The Farmers’ Produce Trade and Commerce (Promotion and Facilitation) Ordinance aims at opening up agricultural sale and marketing outside the notified Agricultural Produce Market Committee (APMC) mandis for farmers, removes barriers to inter-State trade and provides a framework for electronic trading of agricultural produce. It prohibits state governments from collecting market fee, cess or levy for trade outside the APMC markets.
According to PRS Legislative Research, APMCs were set up with the objective of ensuring fair trade between buyers and sellers for effective price discovery of farmers’ produce. APMCs can regulate the trade of farmers’ produce by providing licences to buyers, commission agents, and private markets; levy market fees or any other charges on such trade, and provide necessary infrastructure within their markets to facilitate the trade.
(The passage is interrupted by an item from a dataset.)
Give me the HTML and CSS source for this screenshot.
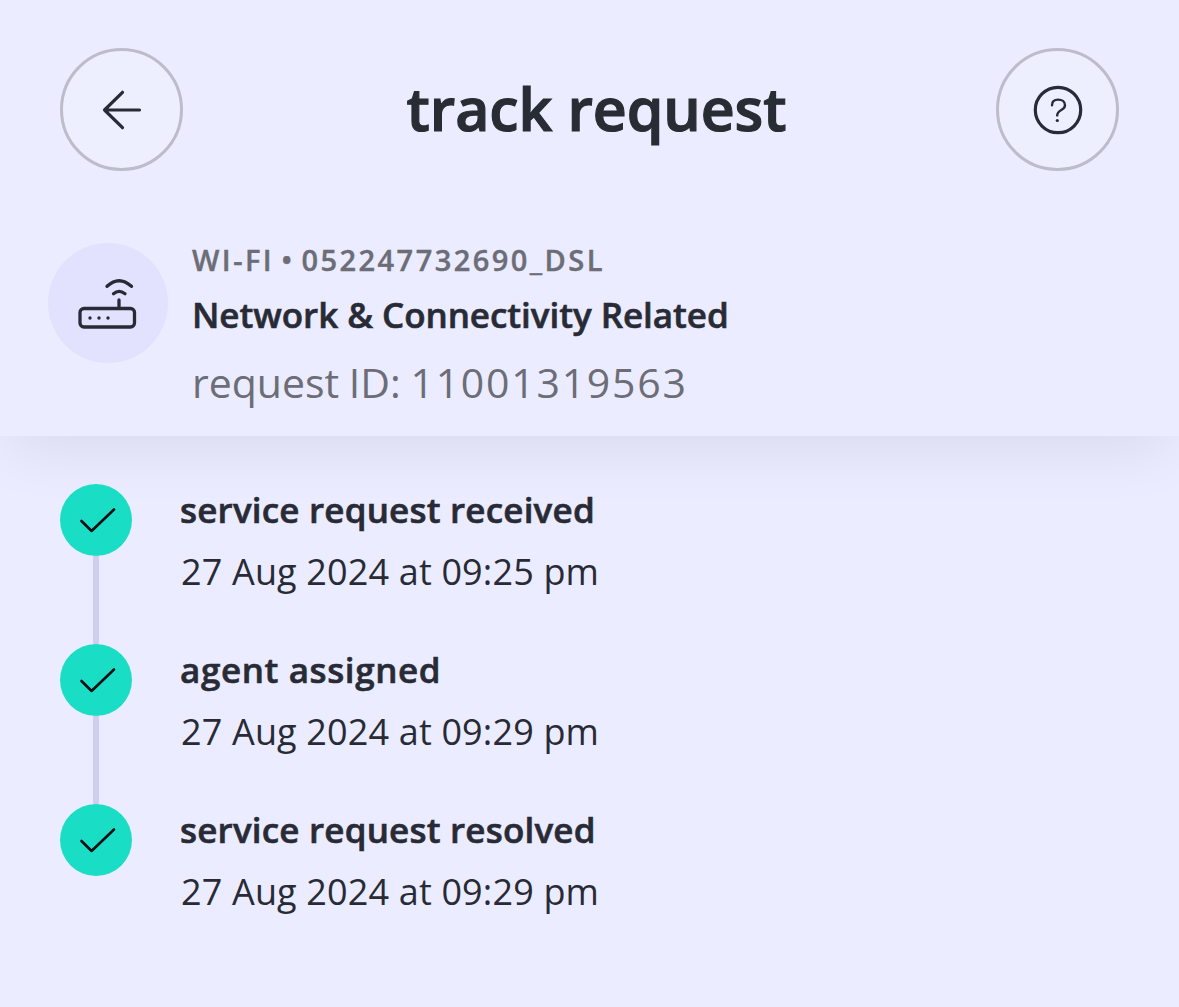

Critics view the dismantling of the monopoly of the APMCs as a sign of ending the assured procurement of food grains at minimum support prices (MSP). To the Centre’s ‘one nation, one market’ call, critics have sought ‘one nation, one MSP’. Critics also argue that ensuring a larger number of farmers get the MSP for their produce and straightening kinks in the APMCs, instead of making these state mechanisms redundant is the need of the hour.
What does the Bill say about contract farming?
The Farmers (Empowerment and Protection) Agreement of Price Assurance and Farm Services Ordinance relates to contract farming, providing a framework on trade agreements for the sale and purchase of farm produce. The mutually agreed remunerative price framework envisaged in the legislation is touted as one that would protect and empower farmers.
The written farming agreement, entered into prior to the production or rearing of any farm produce, lists the terms and conditions for supply, quality, grade, standards and price of farm produce and services. The price to be paid for the purchase is to be mentioned in the agreement. In case of prices subjected to variations, the agreement must include a guaranteed price to be paid for such a produce, and a clear reference – linked to the prevailing prices or any other suitable benchmark prices – for any additional amount over and above the guaranteed price, including bonus or premium. The method of determining such price, including guaranteed price and additional amount, will be provided in the agreement as annexures.
What about possible exploitation by corporate houses on price fixation?
The Price Assurance Bill, while offering protection to farmers against price exploitation, does not prescribe the mechanism for price fixation. There is apprehension that the free hand given to private corporate houses could lead to farmer exploitation.
Contract farming is not a new concept to the country’s farmers – informal contracts for food grains, formal contracts in sugarcane and poultry sectors are common. Critics are apprehensive about formal contractual obligations owing to the unorganised nature of the farm sector and lack of resources for a legal battle with private corporate entities.
Will it lead to erosion of food security?
Punjab Chief Minister Amarinder Singh, on the easing of regulation of food items, said, it would lead to exporters, processors and traders hoarding farm produce during the harvest season, when prices are generally lower, and releasing it later when prices increase. He said it could undermine food security since the states would have no information about the availability of stocks within the state.